■ What is required:
Can you copy out the data exactly? Leave the images out.

■ Collected material:
#####
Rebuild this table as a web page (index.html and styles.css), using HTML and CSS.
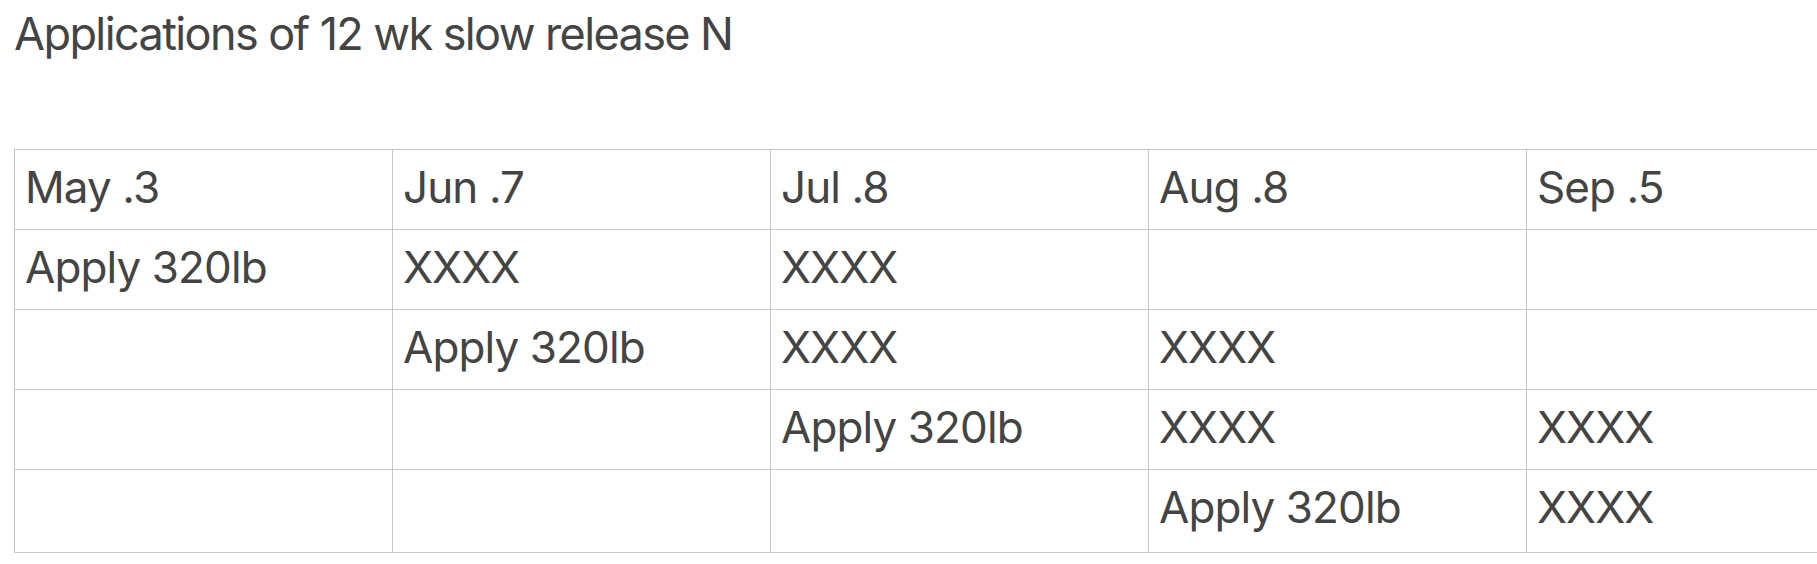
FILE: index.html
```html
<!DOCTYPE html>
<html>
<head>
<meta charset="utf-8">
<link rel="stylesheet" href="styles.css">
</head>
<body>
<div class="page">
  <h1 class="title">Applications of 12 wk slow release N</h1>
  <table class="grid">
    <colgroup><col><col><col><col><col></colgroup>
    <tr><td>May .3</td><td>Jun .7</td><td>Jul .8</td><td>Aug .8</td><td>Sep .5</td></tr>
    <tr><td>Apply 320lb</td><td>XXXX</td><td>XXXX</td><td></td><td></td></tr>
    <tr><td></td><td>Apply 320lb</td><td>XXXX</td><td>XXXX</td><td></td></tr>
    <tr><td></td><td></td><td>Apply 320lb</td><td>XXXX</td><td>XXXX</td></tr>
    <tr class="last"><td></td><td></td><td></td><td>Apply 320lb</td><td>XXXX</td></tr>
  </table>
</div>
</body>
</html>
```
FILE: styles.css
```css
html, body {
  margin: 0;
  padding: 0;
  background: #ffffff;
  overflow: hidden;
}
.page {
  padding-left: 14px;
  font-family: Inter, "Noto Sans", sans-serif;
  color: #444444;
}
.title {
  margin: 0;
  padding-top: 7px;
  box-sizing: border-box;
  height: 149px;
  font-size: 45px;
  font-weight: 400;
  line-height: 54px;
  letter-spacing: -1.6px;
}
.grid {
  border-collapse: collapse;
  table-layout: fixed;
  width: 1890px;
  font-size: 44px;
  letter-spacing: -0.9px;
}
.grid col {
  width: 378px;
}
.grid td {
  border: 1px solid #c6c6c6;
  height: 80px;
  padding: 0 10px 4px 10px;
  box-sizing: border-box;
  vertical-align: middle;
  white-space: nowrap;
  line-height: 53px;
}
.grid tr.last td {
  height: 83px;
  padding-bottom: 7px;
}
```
#####
■ Output of the exercise:
Rebuild this table as a web page (index.html and styles.css), using HTML and CSS.
FILE: index.html
```html
<!DOCTYPE html>
<html>
<head>
<meta charset="utf-8">
<link rel="stylesheet" href="styles.css">
</head>
<body>
<div class="page">
  <h1 class="title">Applications of 12 wk slow release N</h1>
  <table class="grid">
    <colgroup><col><col><col><col><col></colgroup>
    <tr><td>May .3</td><td>Jun .7</td><td>Jul .8</td><td>Aug .8</td><td>Sep .5</td></tr>
    <tr><td>Apply 320lb</td><td>XXXX</td><td>XXXX</td><td></td><td></td></tr>
    <tr><td></td><td>Apply 320lb</td><td>XXXX</td><td>XXXX</td><td></td></tr>
    <tr><td></td><td></td><td>Apply 320lb</td><td>XXXX</td><td>XXXX</td></tr>
    <tr class="last"><td></td><td></td><td></td><td>Apply 320lb</td><td>XXXX</td></tr>
  </table>
</div>
</body>
</html>
```
FILE: styles.css
```css
html, body {
  margin: 0;
  padding: 0;
  background: #ffffff;
  overflow: hidden;
}
.page {
  padding-left: 14px;
  font-family: Inter, "Noto Sans", sans-serif;
  color: #444444;
}
.title {
  margin: 0;
  padding-top: 7px;
  box-sizing: border-box;
  height: 149px;
  font-size: 45px;
  font-weight: 400;
  line-height: 54px;
  letter-spacing: -1.6px;
}
.grid {
  border-collapse: collapse;
  table-layout: fixed;
  width: 1890px;
  font-size: 44px;
  letter-spacing: -0.9px;
}
.grid col {
  width: 378px;
}
.grid td {
  border: 1px solid #c6c6c6;
  height: 80px;
  padding: 0 10px 4px 10px;
  box-sizing: border-box;
  vertical-align: middle;
  white-space: nowrap;
  line-height: 53px;
}
.grid tr.last td {
  height: 83px;
  padding-bottom: 7px;
}
```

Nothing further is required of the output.